I consider 1974 and 2009 as nominal 36 year Hurst cycle lows. I suggested in 2012 that the first 4.5 year cycle from 1974 could prove an interesting guide for last year’s trading. The nominal low for the 4.5 year cycle arrived early at 40 months from the 1974 low, a contracted cycle, which is what I would expect. The first 4.5 year Hurst cycle off a major nest of lows should contract. This then led to a rally to new highs into the 47th month off the ’74 low.
You can debate where the 4.5 year low should be placed in 1978. What’s interesting is that the the 9 year FLD helped to mark the midpoint of that 9 year cycle from 1974 in what could either be a cycle top or bottom.
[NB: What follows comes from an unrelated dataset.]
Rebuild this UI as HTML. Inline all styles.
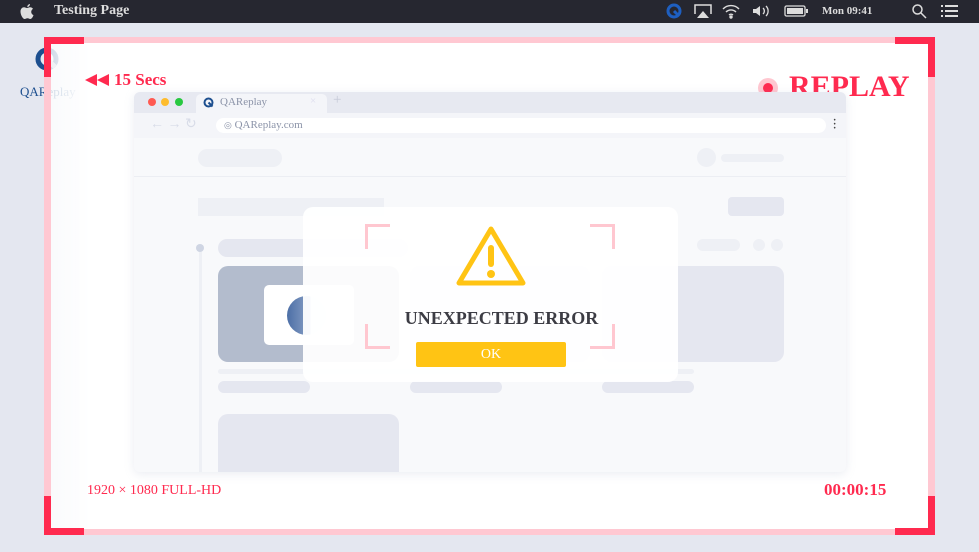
<!DOCTYPE html><html><head><style>
*{margin:0;padding:0;box-sizing:border-box}
body{width:979px;height:552px;overflow:hidden;background:#e4e7f0;font-family:"Liberation Serif",serif;position:relative}
.a{position:absolute}
.r{border-radius:10px}
</style></head><body>
<div class="a" style="left:0;top:0;width:979px;height:23px;background:#262730"></div>
<svg class="a" style="left:19px;top:3px" width="16" height="17" viewBox="0 0 16 17"><path d="M11 1c0 1.5-1.2 3-2.7 3C8.2 2.5 9.6 1.1 11 1zM8 5c1 0 2-.7 3-.7 1.2 0 2.3.6 3 1.6-2.6 1.5-2.2 5.2.5 6.2-.6 1.7-1.8 3.9-3.2 3.9-1.2 0-1.4-.7-2.8-.7s-1.8.7-2.9.7C4 16 1.5 12 1.5 8.6c0-2.8 1.8-4.3 3.5-4.3C6.1 4.3 7 5 8 5z" fill="#ddd"/></svg>
<div class="a" style="left:54px;top:3px;color:#ddd;font-weight:bold;font-size:14px">Testing Page</div>
<svg class="a" style="left:666px;top:3px" width="16" height="16"><circle cx="8" cy="8" r="6" fill="none" stroke="#1e5fc0" stroke-width="3"/><path d="M8 8l5 5" stroke="#1e5fc0" stroke-width="3"/></svg>
<svg class="a" style="left:693px;top:3px" width="20" height="16"><path d="M2 11V2h16v9" fill="none" stroke="#ddd" stroke-width="1.5"/><path d="M10 8l6 7H4z" fill="#ddd"/></svg>
<svg class="a" style="left:721px;top:3px" width="20" height="16" fill="none" stroke="#ddd" stroke-width="1.4"><path d="M2 6a11 11 0 0116 0M5 9a7 7 0 0110 0M8 12a3 3 0 014 0"/><circle cx="10" cy="14" r="1" fill="#ddd"/></svg>
<svg class="a" style="left:751px;top:3px" width="22" height="16"><path d="M2 6h3l4-3v10l-4-3H2z" fill="#ddd"/><path d="M12 5a4 4 0 010 6M15 3a7 7 0 010 10" fill="none" stroke="#ddd" stroke-width="1.3"/></svg>
<svg class="a" style="left:784px;top:4px" width="26" height="14"><rect x="1" y="2" width="20" height="10" rx="1.5" fill="none" stroke="#ddd" stroke-width="1.3"/><rect x="3" y="4" width="16" height="6" fill="#ddd"/><rect x="22" y="5" width="2" height="4" fill="#ddd"/></svg>
<div class="a" style="left:822px;top:5px;color:#ddd;font-size:11px;font-weight:bold">Mon 09:41</div>
<svg class="a" style="left:911px;top:3px" width="16" height="16" fill="none" stroke="#ddd" stroke-width="1.5"><circle cx="6.5" cy="6.5" r="4.5"/><path d="M10 10l5 5"/></svg>
<svg class="a" style="left:940px;top:4px" width="20" height="14" fill="#ddd"><rect x="1" y="1" width="2" height="2"/><rect x="5" y="1" width="13" height="2"/><rect x="1" y="6" width="2" height="2"/><rect x="5" y="6" width="13" height="2"/><rect x="1" y="11" width="2" height="2"/><rect x="5" y="11" width="13" height="2"/></svg>

<svg class="a" style="left:33px;top:43px" width="32" height="32"><circle cx="14" cy="16" r="9" fill="none" stroke="#1d4f8f" stroke-width="5"/><path d="M14 16l8 8" stroke="#b0bccd" stroke-width="5"/></svg>
<div class="a" style="left:20px;top:84px;color:#1d4f8f;font-size:13px">QAReplay</div>

<div class="a" style="left:44px;top:37px;width:891px;height:498px;border:7px solid rgba(255,190,202,.85);border-top-width:6px;border-bottom-width:6px;background:linear-gradient(90deg,rgba(255,255,255,.8),#fff 40px)"></div>
<div class="a" style="left:44px;top:37px;width:40px;height:7px;background:#ff2a4f"></div>
<div class="a" style="left:44px;top:37px;width:7px;height:40px;background:#ff2a4f"></div>
<div class="a" style="left:895px;top:37px;width:40px;height:7px;background:#ff2a4f"></div>
<div class="a" style="left:928px;top:37px;width:7px;height:40px;background:#ff2a4f"></div>
<div class="a" style="left:44px;top:528px;width:40px;height:7px;background:#ff2a4f"></div>
<div class="a" style="left:44px;top:496px;width:7px;height:39px;background:#ff2a4f"></div>
<div class="a" style="left:895px;top:528px;width:40px;height:7px;background:#ff2a4f"></div>
<div class="a" style="left:928px;top:496px;width:7px;height:39px;background:#ff2a4f"></div>

<svg class="a" style="left:85px;top:74px" width="26" height="12"><path d="M0 6l12-6v12zM12 6l12-6v12z" fill="#ff2a4f"/></svg>
<div class="a" style="left:114px;top:70px;color:#ff2a4f;font-size:17px;font-weight:bold">15 Secs</div>
<div class="a" style="left:758px;top:78px;width:20px;height:20px;border-radius:50%;background:#ffc7d0"></div>
<div class="a" style="left:763px;top:83px;width:10px;height:10px;border-radius:50%;background:#ff2a4f"></div>
<div class="a" style="left:789px;top:70px;color:#ff2a4f;font-size:30px;font-weight:bold">REPLAY</div>

<!-- browser -->
<div class="a" style="left:134px;top:92px;width:712px;height:380px;background:#f8f9fb;border-radius:6px;box-shadow:0 2px 10px rgba(150,160,190,.2);overflow:hidden">
 <div class="a" style="left:0;top:0;width:712px;height:21px;background:#e7e9f1"></div>
 <div class="a" style="left:14px;top:6px;width:8px;height:8px;border-radius:50%;background:#ff5a52"></div>
 <div class="a" style="left:27px;top:6px;width:8px;height:8px;border-radius:50%;background:#febc2e"></div>
 <div class="a" style="left:41px;top:6px;width:8px;height:8px;border-radius:50%;background:#28c840"></div>
 <div class="a" style="left:62px;top:2px;width:131px;height:19px;background:#f4f5f9;border-radius:5px 5px 0 0"></div>
 <svg class="a" style="left:69px;top:5px" width="11" height="11"><circle cx="5.5" cy="5.5" r="4" fill="none" stroke="#1d4f8f" stroke-width="2"/><path d="M5.5 5.5l4 4" stroke="#1d4f8f" stroke-width="2"/></svg>
 <div class="a" style="left:86px;top:4px;font-size:11px;color:#8b93a8">QAReplay</div>
 <div class="a" style="left:176px;top:3px;font-size:11px;color:#dde">×</div>
 <div class="a" style="left:199px;top:0px;font-size:15px;color:#c6cad8">+</div>
 <div class="a" style="left:0;top:21px;width:712px;height:25px;background:#f4f5f9"></div>
 <div class="a" style="left:16px;top:24px;font-size:14px;color:#d8dce8">← → ↻</div>
 <div class="a" style="left:82px;top:26px;width:610px;height:15px;background:#fff;border-radius:8px"></div>
 <div class="a" style="left:90px;top:27px;font-size:11px;color:#8b93a8"><span style="font-size:9px">◎</span> QAReplay.com</div>
 <div class="a" style="left:699px;top:27px;font-size:10px;color:#444;font-weight:bold;line-height:4px">·<br>·<br>·</div>
 <div class="a" style="left:0;top:84px;width:712px;height:1px;background:#eceef3"></div>
 <div class="a" style="left:64px;top:57px;width:84px;height:18px;border-radius:9px;background:#eef0f5"></div>
 <div class="a" style="left:563px;top:56px;width:19px;height:19px;border-radius:50%;background:#eef0f5"></div>
 <div class="a" style="left:587px;top:62px;width:63px;height:8px;border-radius:4px;background:#eef0f5"></div>
 <div class="a" style="left:64px;top:106px;width:186px;height:18px;background:#eef0f5"></div>
 <div class="a" style="left:594px;top:105px;width:56px;height:19px;border-radius:4px;background:#e5e7f0"></div>
 <div class="a" style="left:62px;top:152px;width:8px;height:8px;border-radius:50%;background:#cfd5e3"></div>
 <div class="a" style="left:65px;top:160px;width:3px;height:230px;background:#eef0f5"></div>
 <div class="a" style="left:84px;top:147px;width:190px;height:18px;border-radius:9px;background:#e5e7f0"></div>
 <div class="a" style="left:563px;top:147px;width:43px;height:12px;border-radius:6px;background:#eef0f5"></div>
 <div class="a" style="left:619px;top:147px;width:12px;height:12px;border-radius:50%;background:#eef0f5"></div>
 <div class="a" style="left:637px;top:147px;width:12px;height:12px;border-radius:50%;background:#eef0f5"></div>
 <div class="a r" style="left:84px;top:174px;width:181px;height:96px;background:#b3bccd"></div>
 <div class="a" style="left:130px;top:193px;width:90px;height:60px;border-radius:5px;background:#fff"></div>
 <div class="a" style="left:153px;top:204px;width:39px;height:39px;border-radius:50%;background:linear-gradient(90deg,#4c6fa6,#8aa0c6 60%,#eef0f5 60%)"></div>
 <div class="a r" style="left:276px;top:174px;width:180px;height:96px;background:#e5e7f0"></div>
 <div class="a r" style="left:468px;top:174px;width:182px;height:96px;background:#e5e7f0"></div>
 <div class="a" style="left:84px;top:277px;width:476px;height:5px;border-radius:3px;background:#eef0f5"></div>
 <div class="a" style="left:84px;top:289px;width:92px;height:12px;border-radius:6px;background:#e5e7f0"></div>
 <div class="a" style="left:276px;top:289px;width:92px;height:12px;border-radius:6px;background:#e5e7f0"></div>
 <div class="a" style="left:468px;top:289px;width:92px;height:12px;border-radius:6px;background:#e5e7f0"></div>
 <div class="a r" style="left:84px;top:322px;width:181px;height:70px;background:#e5e7f0"></div>
</div>

<!-- modal -->
<div class="a" style="left:303px;top:207px;width:375px;height:175px;border-radius:10px;background:rgba(255,255,255,.94)"></div>
<div class="a" style="left:365px;top:224px;width:25px;height:25px;border-left:3px solid #ffc7d0;border-top:3px solid #ffc7d0"></div>
<div class="a" style="left:590px;top:224px;width:25px;height:25px;border-right:3px solid #ffc7d0;border-top:3px solid #ffc7d0"></div>
<div class="a" style="left:365px;top:324px;width:25px;height:25px;border-left:3px solid #ffc7d0;border-bottom:3px solid #ffc7d0"></div>
<div class="a" style="left:590px;top:324px;width:25px;height:25px;border-right:3px solid #ffc7d0;border-bottom:3px solid #ffc7d0"></div>
<svg class="a" style="left:454px;top:223px" width="74" height="68"><path d="M37 6L5 60h64z" fill="none" stroke="#ffc414" stroke-width="5" stroke-linejoin="round"/><rect x="34" y="22" width="6" height="22" rx="3" fill="#ffc414"/><circle cx="37" cy="51" r="4" fill="#ffc414"/></svg>
<div class="a" style="left:314px;top:308px;width:375px;text-align:center;font-size:18px;font-weight:bold;color:#3c3c44">UNEXPECTED ERROR</div>
<div class="a" style="left:416px;top:342px;width:150px;height:25px;background:#ffc414;border-radius:2px;color:#fff;text-align:center;font-size:14px;line-height:25px">OK</div>

<div class="a" style="left:87px;top:483px;color:#ff2a4f;font-size:14px">1920 × 1080 FULL-HD</div>
<div class="a" style="left:824px;top:480px;color:#ff2a4f;font-size:17px;font-weight:bold">00:00:15</div>
</body></html>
It was at that point that the 4 year cycle reasserted itself to set the low one month later in late 1978.
How does the ’74-’78 cycle compare to the current 4.5 year Hurst cycle? The $SPX bottomed last summer at 39 months and has since rallied to new highs. You’d have a hard time convincing me that we saw a 4.5 year Hurst cycle low last summer. Yet here we are 46 months along with 4.5 year cycle highs printed in Sept. 2012 and we could see new highs again this coming week. As in late 1978, one would expect that the current 4.5 year Hurst cycle should reassert itself sometime in the coming months.
A review of market internals suggests that the November low was only a 20 week cycle low. The NYSE McClellan Summation Index ($NYSI) typically falls to at least -500 for an 18 month low and down near -1000 for a 4.5 year cycle low (in bullish markets). The $NYSI barely broke below zero in November before rebounding strongly. This is not the stuff of 4.5 year Hurst cycle lows.
If there was one stock that I consider a great tell, it’s General Electric (GE). This stock does a terrific job of marking 18 month lows with the market. Yet GE has barely moved off the November lows despite a 130 point rally in the SPX. Of course everything is dependent on the correct phasing, and for now I will defer to the phasing shown below.
Major cycle lows are ahead as we have not seen convincing signs of the 4.5 year Hurst cycle low. What is perplexing is the Russell 2000 ($RUT). What is this index doing breaking to new highs? If I look at past major turning points or cycle highs, the $RUT often provides a false, misleading rally that traps investors. Are we seeing this play out once again?
Time will tell. In the near term I would expect at a minimum a pullback or consolidation to begin this week. At some point 2013 will likely see a substantial top. It could come earlier than I expect and it may be more significant than what most investors are prepared for.
N.B. There is the issue of the extra 18 month cycle seen from 2003 to 2009. A pseudotrend for the ride up into 2007 (Fed credit expansion) had its way with the markets and cycles during this period until the crash into the 36 year cycle low of ’09. Now I expect the 4.5 and 9 year cycles to reassert themselves in the coming year or two. I’ll deal with this in a future post.